Either way, they marked the holiday Saturday afternoon by overcoming a three-run deficit in a 6-4 victory over the Chicago White Sox at Kauffman Stadium.
Alberto Callaspo led the comeback with an RBI triple in the fifth inning that provided the Royals with their first run in 14 innings. He then blooped a two-run single that capped a decisive three-run sixth.
There was more: An eighth-inning homer from Brayan Peña, a Cuban native celebrating his first Fourth of July as an American citizen, and air-tight relief from a three-man bullpen relay.
It all enabled the Royals — for one day anyway — to shed some frustration.
“Once we got things going …,” center fielder Mitch Maier said. “That’s something we haven’t been able to do the last few days. The way all of our pitchers have pitched, they’ve kept us in every game. We just haven’t been able to produce offensively.”
The six runs marked the Royals’ biggest output in 20 days — since a 7-1 victory over Cincinnati on June 14. It also snapped a four-game skid in which they scored just three runs.
“Guys just kept grinding,” manager Trey Hillman said, “and gave good plate appearances.”
The Royals, 34-46, managed just seven hits but still overcame a three-run deficit for the first time since May 19, when a four-run rally in the ninth inning produced a 6-5 victory over Cleveland.
“They put a couple of good innings together,” Chicago manager Ozzie Guillen said. “They got big hits.
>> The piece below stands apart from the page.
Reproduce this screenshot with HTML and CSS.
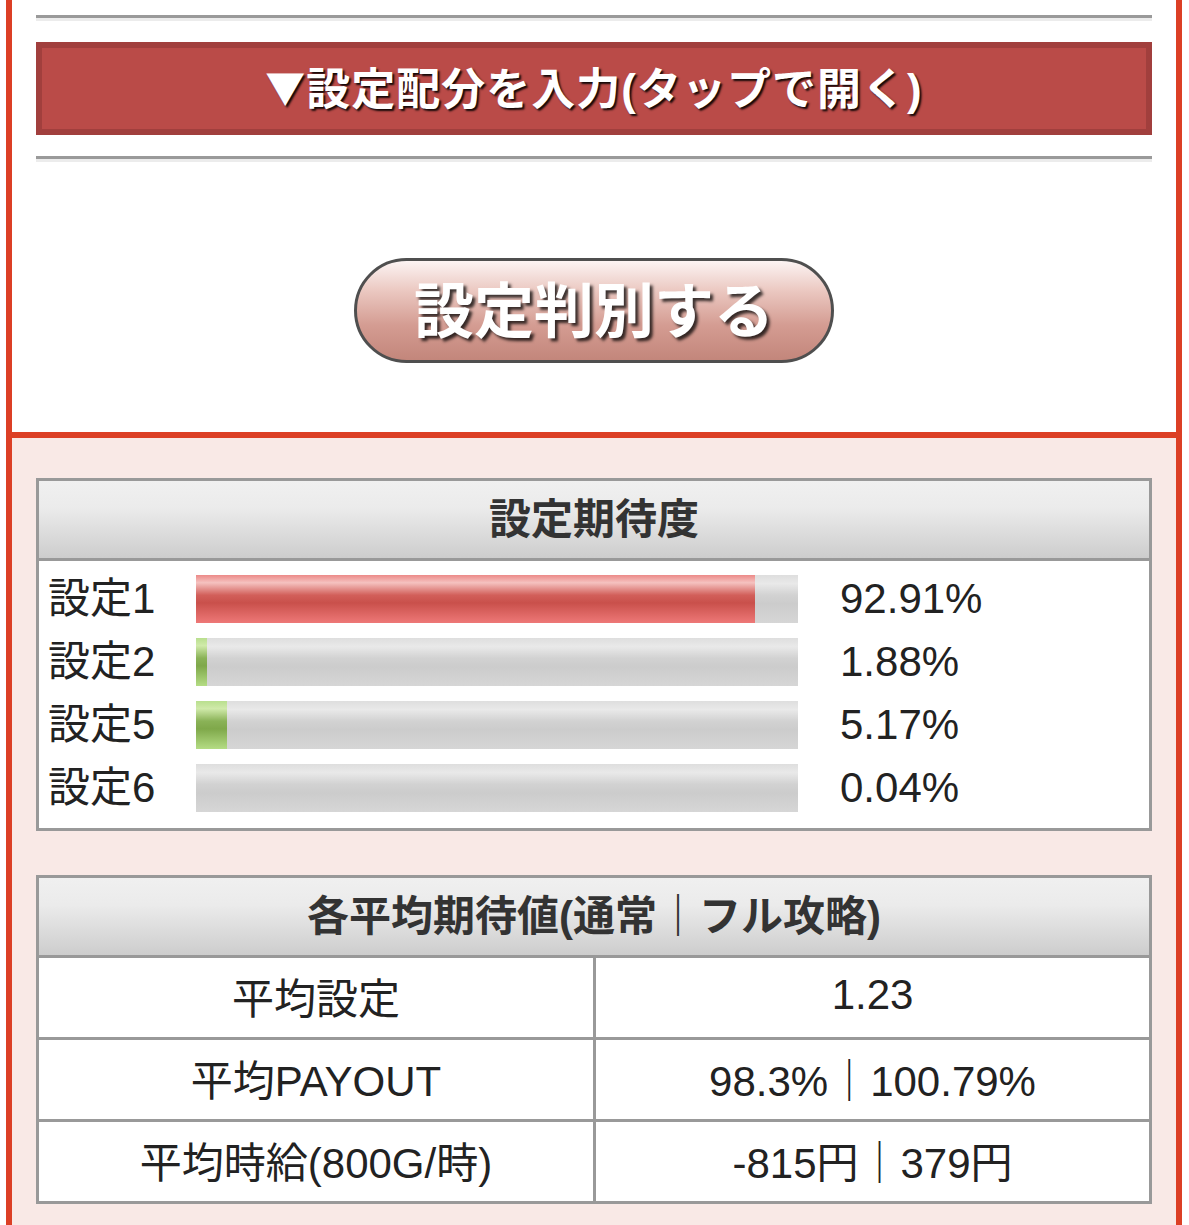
FILE: index.html
```html
<!DOCTYPE html>
<html lang="ja">
<head>
    <meta charset="UTF-8">
    <meta name="viewport" content="width=device-width, initial-scale=1.0">
    <title>設定判別</title>
    <link rel="stylesheet" href="styles.css">
</head>
<body>
    <div class="page">
        <section class="input-area">
            <hr class="rule">
            <div class="toggle-bar"><span class="arrow">▼</span>設定配分を入力(タップで開く)</div>
            <hr class="rule">
            <div class="judge-wrap">
                <button type="button" class="judge-btn">設定判別する</button>
            </div>
        </section>

        <section class="result-area">
            <div class="panel">
                <div class="panel-head">設定期待度</div>
                <div class="rates">
                    <div class="rate-row">
                        <span class="rate-label">設定1</span>
                        <div class="bar"><div class="fill fill-red" style="width: 92.91%"></div></div>
                        <span class="rate-value">92.91%</span>
                    </div>
                    <div class="rate-row">
                        <span class="rate-label">設定2</span>
                        <div class="bar"><div class="fill fill-green" style="width: 1.88%"></div></div>
                        <span class="rate-value">1.88%</span>
                    </div>
                    <div class="rate-row">
                        <span class="rate-label">設定5</span>
                        <div class="bar"><div class="fill fill-green" style="width: 5.17%"></div></div>
                        <span class="rate-value">5.17%</span>
                    </div>
                    <div class="rate-row">
                        <span class="rate-label">設定6</span>
                        <div class="bar"><div class="fill fill-green" style="width: 0.04%"></div></div>
                        <span class="rate-value">0.04%</span>
                    </div>
                </div>
            </div>

            <div class="panel">
                <div class="panel-head">各平均期待値(通常｜フル攻略)</div>
                <div class="stat-row">
                    <div class="stat-name">平均設定</div>
                    <div class="stat-value">1.23</div>
                </div>
                <div class="stat-row">
                    <div class="stat-name">平均PAYOUT</div>
                    <div class="stat-value">98.3%｜100.79%</div>
                </div>
                <div class="stat-row">
                    <div class="stat-name">平均時給(800G/時)</div>
                    <div class="stat-value">-815円｜379円</div>
                </div>
            </div>
        </section>
    </div>
</body>
</html>
```

FILE: styles.css
```css
:root {
    --frame-red: #dc3f25;
    --panel-border: #999999;
    --pink-bg: #f9e9e6;
    --text-color: #222222;
}

body {
    margin: 0;
    font-family: "Liberation Sans", "Noto Sans CJK JP", sans-serif;
    background-color: white;
    color: var(--text-color);
}

.page {
    margin: 0 7px 0 6px;
    border-left: 6px solid var(--frame-red);
    border-right: 6px solid var(--frame-red);
}

/* upper input area */
.input-area {
    padding: 15px 24px 69px;
}

.rule {
    height: 0;
    margin: 0;
    border: 0;
    border-top: 3px solid #9a9a9a;
    border-bottom: 3px solid #ececec;
}

.toggle-bar {
    box-sizing: border-box;
    height: 93px;
    margin: 21px 0;
    padding-bottom: 5px;
    border: 6px solid #a13f3d;
    background-color: #ba4b48;
    color: white;
    font-size: 44px;
    font-weight: bold;
    letter-spacing: 1px;
    display: flex;
    align-items: center;
    justify-content: center;
    text-shadow: 2px 2px 2px rgba(0, 0, 0, 0.9);
}

.arrow {
    font-family: "Noto Sans CJK JP", sans-serif;
    font-size: 40px;
}

.judge-wrap {
    display: flex;
    justify-content: center;
    padding-top: 96px;
}

.judge-btn {
    width: 480px;
    height: 105px;
    padding: 0 0 9px;
    border: 3px solid #4f4f4f;
    border-radius: 53px;
    background: linear-gradient(#fcf4f3 0%, #ebc8c1 30%, #d49c92 65%, #c3867b 100%);
    color: white;
    font-family: "Noto Sans CJK JP", sans-serif;
    font-size: 60px;
    font-weight: bold;
    text-shadow: 3px 3px 3px rgba(0, 0, 0, 0.75);
    cursor: pointer;
}

/* results */
.result-area {
    border-top: 6px solid var(--frame-red);
    background-color: var(--pink-bg);
    padding: 40px 24px 23px;
}

.panel {
    border: 3px solid var(--panel-border);
    background-color: white;
}

.panel + .panel {
    margin-top: 44px;
}

.panel-head {
    box-sizing: border-box;
    height: 80px;
    padding-bottom: 8px;
    border-bottom: 3px solid var(--panel-border);
    background: linear-gradient(#f0f0f0 0%, #ebebeb 35%, #cdcdcd 100%);
    color: #333333;
    font-size: 42px;
    font-weight: bold;
    display: flex;
    align-items: center;
    justify-content: center;
}

.rates {
    padding: 14px 0 16px;
    display: flex;
    flex-direction: column;
    gap: 15px;
}

.rate-row {
    display: grid;
    grid-template-columns: 157px 602px 1fr;
    align-items: center;
    height: 48px;
    font-size: 42px;
    line-height: 48px;
}

.rate-label {
    padding-left: 9px;
}

.rate-value {
    padding-left: 42px;
}

.bar {
    height: 48px;
    background: linear-gradient(#dedede 0%, #e9e9e9 18%, #d2d2d2 42%, #cccccc 60%, #d6d6d6 100%);
}

.fill {
    height: 100%;
}

.fill-red {
    background: linear-gradient(#ec8a88 0%, #f5c2c0 16%, #d25f5a 42%, #c9504b 58%, #ee7877 100%);
}

.fill-green {
    background: linear-gradient(#b9df8e 0%, #d0eaaa 16%, #8ab257 42%, #7fa84a 58%, #b4dc84 100%);
}

.stat-row {
    display: grid;
    grid-template-columns: 554px 1fr;
    height: 79px;
}

.stat-row + .stat-row {
    border-top: 3px solid var(--panel-border);
}

.stat-name,
.stat-value {
    display: flex;
    align-items: center;
    justify-content: center;
    padding-bottom: 5px;
    font-size: 42px;
}

.stat-value {
    border-left: 3px solid var(--panel-border);
}
```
They got clutch hitting. Callaspo’s hit, that was big.”
The Royals’ Luke Hochevar allowed four runs and nine hits in six innings, the 11th time in 12 games a starter worked at least six innings.
“We swung the bats well,” Hochevar said. “We played great defense, and the bullpen did an outstanding job. We’ve been playing hard. It hasn’t been a matter of that. We just finally got some hits to fall at the right times.”
Hochevar, 4-3, got the victory when Juan Cruz, John Bale and Joakim Soria retired all nine hitters over the final three innings. Soria got his 11th save in 13 opportunities — and his third successive one-two-three save.
“Everyone looked good today,” Soria said. “That’s important to us. When we start feeling like that, we’ll start winning some games.”
The White Sox, in search of an eighth straight victory, opened the scoring on DeWayne Wise’s two-out RBI single in the second inning. Jermaine Dye made it 3-0 with a two-run homer in the third.
Chicago starter Gavin Floyd, 6-6, didn’t yield a hit until Mike Jacobs opened the fifth inning with a clean single to right field. Callaspo followed with an RBI triple, and Maier’s one-out sacrifice fly made it 3-2.
Hochevar surrendered a one-out homer to rookie Gordon Beckham in the sixth, but Floyd failed to survive the Royals’ half of the inning.
Willie Bloomquist led off with a single, and Billy Butler walked. José Guillen’s grounder to second resulted in a force at second base — but no double play thanks, in part, to Butler’s nice takeout slide — and Mark Teahen delivered an RBI single up the middle.
That finished Floyd,
Peña batted for Jacobs and moved the runners to second and third on a weak grounder to third against reliever Matt Thornton. Callaspo then served a soft two-run single into right for a 5-4 lead.